Abstract
This randomised study evaluates demand for parametric heat insurance among informal women workers in India. The insurance product, designed by the Self Employed Women's Association (SEWA), provides automatic payments to informal workers when district-level temperatures exceed 43°C for two consecutive days.
We test whether experiential learning (via an "insurance game") increases willingness to pay for this novel product. Participants are randomly assigned at the individual level to either a control group, who receive standardised verbal information about the product, or a treatment group that additionally plays an interactive game simulating two years of weather during the month of May (typically the hottest month of the year). In the game, participants draw random weather cards and work with the enumerator to calculate payouts under these randomly drawn scenarios. We elicit willingness to pay using an open-ended question followed by a bidding ladder. We consider the measure incentive compatible because respondents are told they will be contacted by SEWA administration to collect the amount they are willing to pay.
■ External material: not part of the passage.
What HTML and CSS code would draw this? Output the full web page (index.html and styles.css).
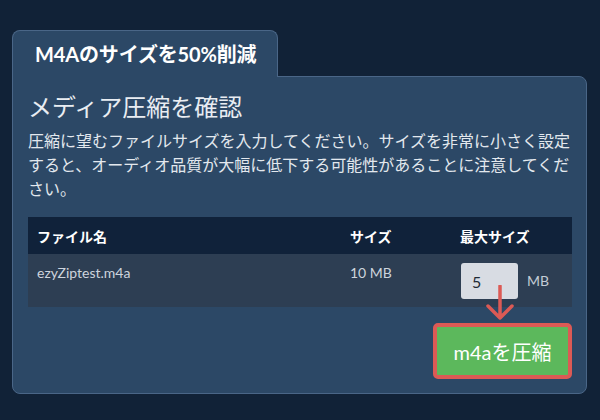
FILE: index.html
```html
<!DOCTYPE html>
<html lang="ja">
<head>
<meta charset="utf-8">
<title>M4Aのサイズを50%削減</title>
<link rel="stylesheet" href="styles.css">
</head>
<body>
<div class="wrap">
  <div class="tab">M4Aのサイズを50%削減</div>
  <div class="panel">
    <h1 class="title">メディア圧縮を確認</h1>
    <p class="desc">圧縮に望むファイルサイズを入力してください。サイズを非常に小さく設定すると、オーディオ品質が大幅に低下する可能性があることに注意してください。</p>
    <table class="files">
      <colgroup>
        <col class="c1"><col class="c2"><col class="c3">
      </colgroup>
      <thead>
        <tr><th>ファイル名</th><th>サイズ</th><th>最大サイズ</th></tr>
      </thead>
      <tbody>
        <tr>
          <td>ezyZiptest.m4a</td>
          <td>10 MB</td>
          <td class="maxcell">
            <div class="maxwrap">
              <div class="inputbox">
                <input class="sizein" type="text" value="5">
                <svg class="arrow" width="32" height="40" viewBox="0 0 32 40">
                  <path d="M15 1 L15 33 M3 21 L15 33 L27 21" fill="none" stroke="#dc5a55" stroke-width="3.5" stroke-linecap="round" stroke-linejoin="round"/>
                </svg>
              </div>
              <span class="unit">MB</span>
            </div>
          </td>
        </tr>
      </tbody>
    </table>
    <div class="actions">
      <button class="compress">m4aを圧縮</button>
    </div>
  </div>
</div>
</body>
</html>
```

FILE: styles.css
```css
html, body {
  margin: 0;
  padding: 0;
}
body {
  background: #112237;
  font-family: "Lato", "Noto Sans CJK JP", sans-serif;
  color: #e6ebf0;
  width: 600px;
  height: 420px;
  overflow: hidden;
}
.wrap {
  padding: 30px 13px 0 12px;
}
.tab {
  display: inline-block;
  position: relative;
  z-index: 1;
  box-sizing: border-box;
  height: 47px;
  margin-bottom: -1px;
  padding: 0 21px 0 22px;
  background: #2c4866;
  border: 1px solid #4a6687;
  border-bottom: none;
  border-radius: 8px 8px 0 0;
  color: #ffffff;
  font-weight: 700;
  font-size: 20px;
  letter-spacing: -0.15px;
  line-height: 46px;
}
.panel {
  background: #2c4866;
  border: 1px solid #4a6687;
  border-radius: 0 8px 8px 8px;
  padding: 15px 14px 14px 15px;
}
.title {
  margin: 0 0 7px;
  font-size: 24px;
  font-weight: 400;
  line-height: 30px;
  color: #e9edf2;
}
.desc {
  margin: 0 -4px 16px 0;
  font-size: 16px;
  line-height: 24px;
  color: #e3e8ee;
}
.files {
  width: 544px;
  border-collapse: collapse;
  table-layout: fixed;
}
.c1 { width: 313px; }
.c2 { width: 110px; }
.c3 { width: 121px; }
.files th {
  background: #10223a;
  color: #ffffff;
  font-weight: 700;
  font-size: 14px;
  text-align: left;
  height: 37px;
  padding: 0 9px;
  box-sizing: border-box;
}
.files td {
  background: #2d3e53;
  color: #cdd4dd;
  font-size: 14px;
  line-height: 20px;
  padding: 9px 9px 8px;
  vertical-align: top;
}
.files td.maxcell {
  padding: 9px 9px 8px 10px;
}
.maxwrap {
  display: flex;
  align-items: center;
}
.inputbox {
  position: relative;
  width: 57px;
  height: 36px;
  margin-right: 9px;
}
.sizein {
  box-sizing: border-box;
  width: 57px;
  height: 36px;
  border: none;
  border-radius: 3px;
  background: #d8dce3;
  padding: 0 11px;
  font-family: "Lato", sans-serif;
  font-size: 16px;
  color: #1f2a36;
  outline: none;
}
.arrow {
  position: absolute;
  left: 24px;
  top: 22px;
}
.unit {
  font-size: 14px;
  color: #c4ccd6;
}
.actions {
  display: flex;
  justify-content: flex-end;
  margin-top: 16px;
}
.compress {
  box-sizing: border-box;
  width: 139px;
  height: 56px;
  border: 4px solid #dc5a55;
  border-radius: 5px;
  background: #5cb85c;
  color: #ffffff;
  font-family: "Lato", "Noto Sans CJK JP", sans-serif;
  font-size: 20px;
  font-weight: 400;
  padding: 0;
}
```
In addition to collecting willingness-to-pay in the lab during February 2026, we will also observe real sign-ups in SEWA's administrative data during the 2026 hot season.
We also seek to understand which factors most influence demand. To test the role of product characteristics, we implement a discrete choice module where participants choose between alternative insurance designs varying in price and product attributes. To examine other demand factors - risk tolerance, climate beliefs, financial experience and heat exposure - and estimate heterogeneous treatment effects, we collect extensive baseline data.